The trial judge's summing up

  1. As the appellant's co‑accused had put the element of identity in issue, it was necessary for his Honour to give directions, in their cases, in accordance with Domican v The Queen [1992] HCA 13; (1992) 173 CLR 555. It is unnecessary to set out his Honour's direction in detail. It is sufficient to observe that his Honour's directions were careful and detailed and in accordance with Domican.  Those directions included warnings about mistaken identification from the surveillance footage and mistaken recognition.

  2. No direction as to identification or recognition was required in the appellant's case because there was no dispute as to his identity.  Nevertheless, his Honour did not restrict his directions on these subjects to the appellant's co‑accused.  His Honour's directions applied to the appellant's case.  The appellant's trial counsel understandably took no exception to the summing up.

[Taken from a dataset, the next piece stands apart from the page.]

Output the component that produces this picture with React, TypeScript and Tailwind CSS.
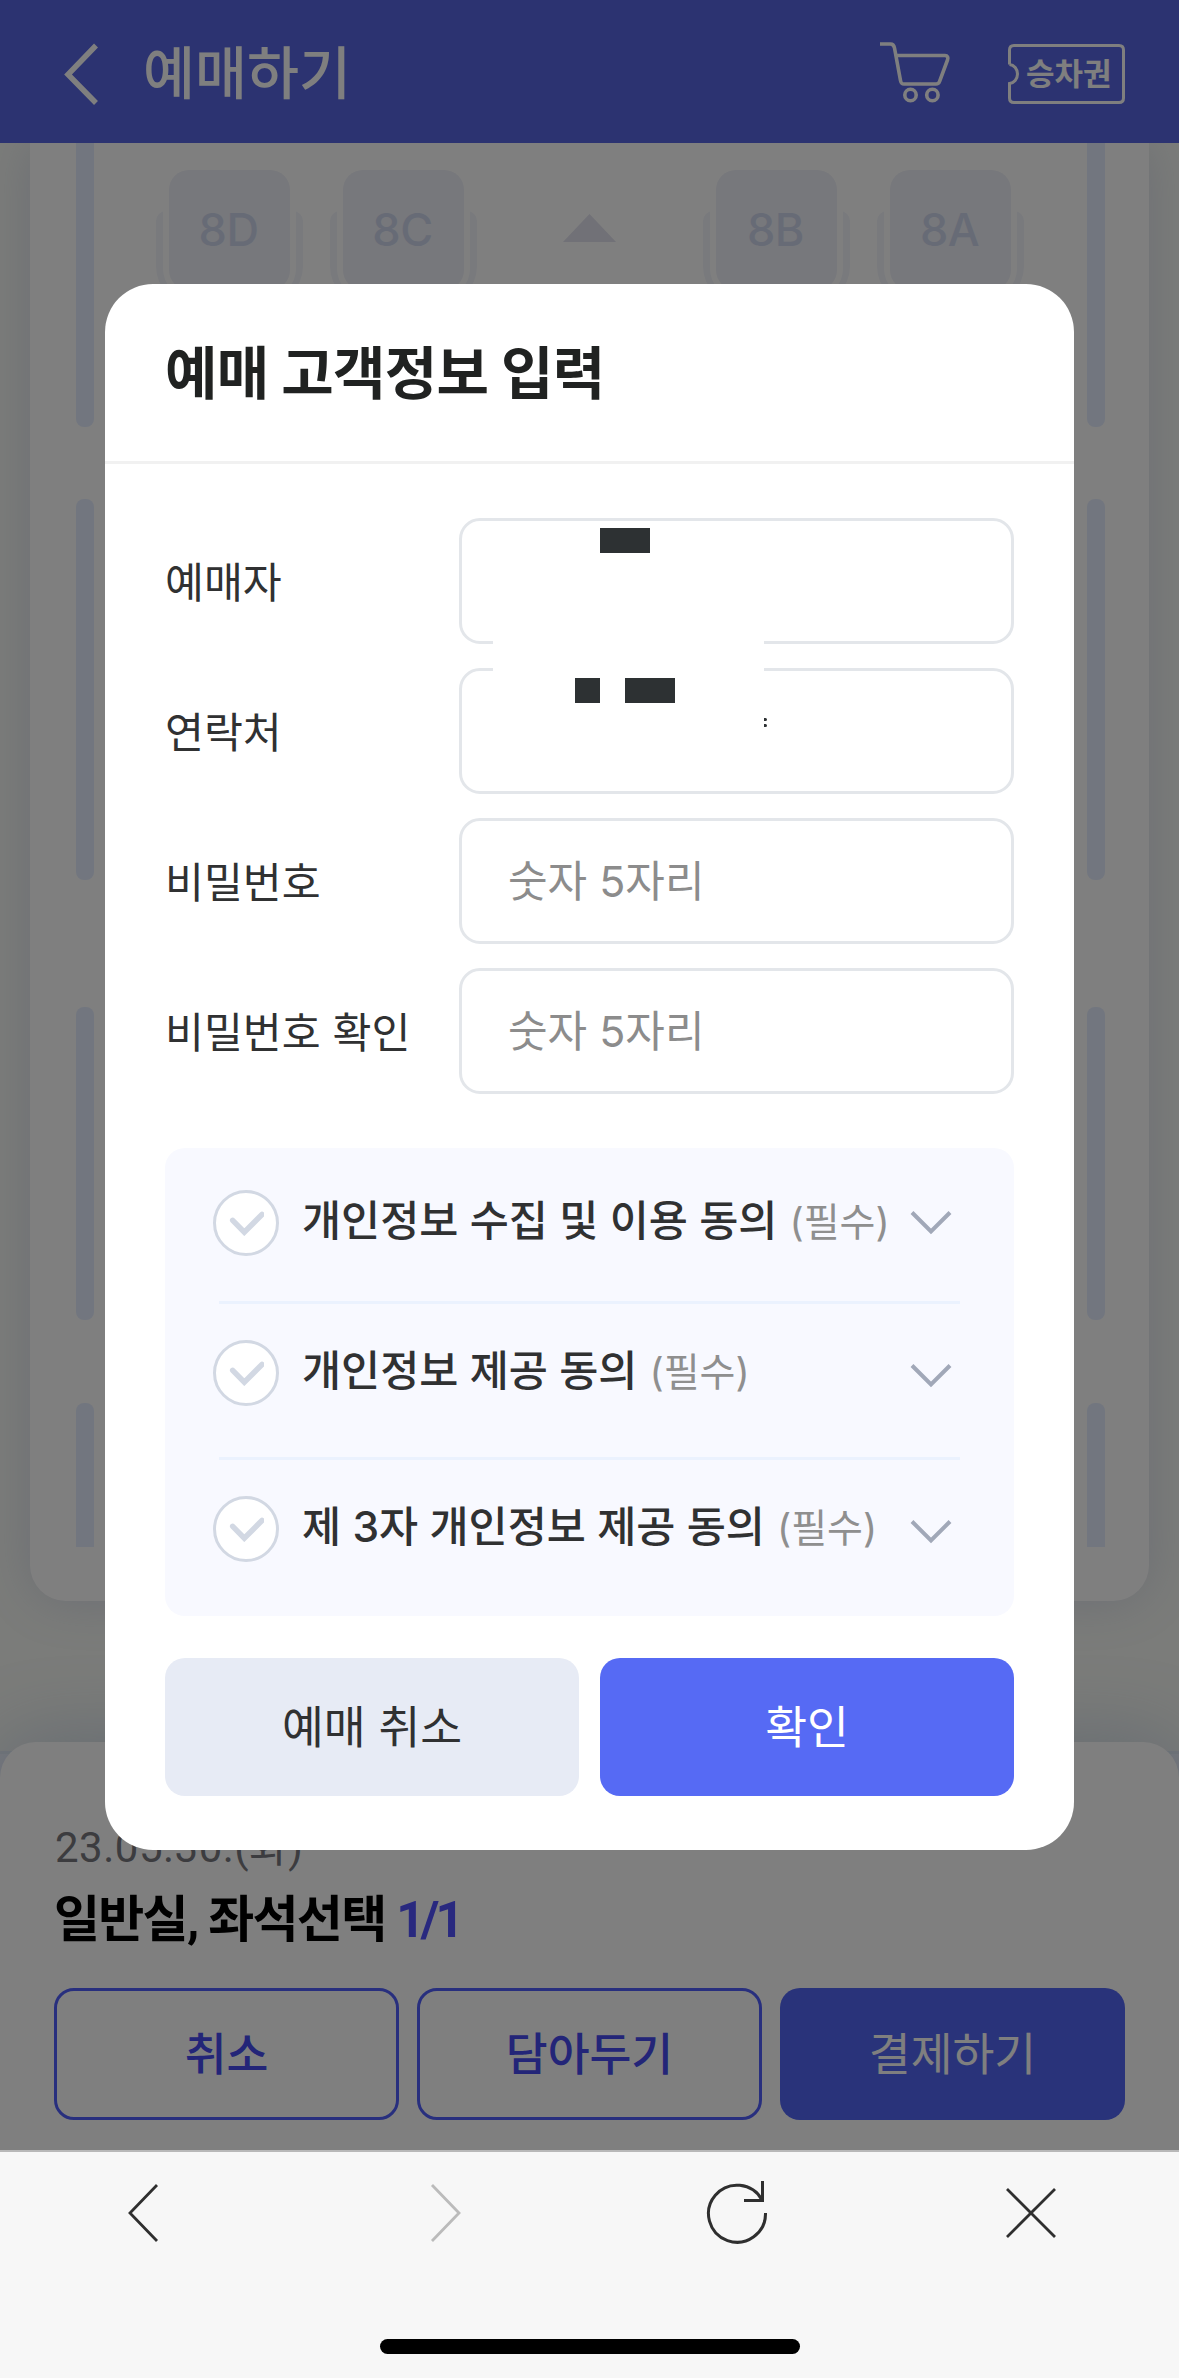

  3. It is impossible to see how any miscarriage of justice could have been caused to the appellant by his Honour's directions as to identification or recognition, when neither matter was in issue in the appellant's case.  The directions that were given were, in any event, correct.

Conclusions and orders

  1. The proposed ground of appeal is completely misconceived.  It ignores the fact that the appellant's case was run on the basis that he was present at Mr Ka Ke's house.  The ground is without merit and has no reasonable prospect of succeeding.  The appeal must be dismissed.

  2. The orders that I would make are:

    1.Leave to appeal is refused.

    2.The appeal is dismissed.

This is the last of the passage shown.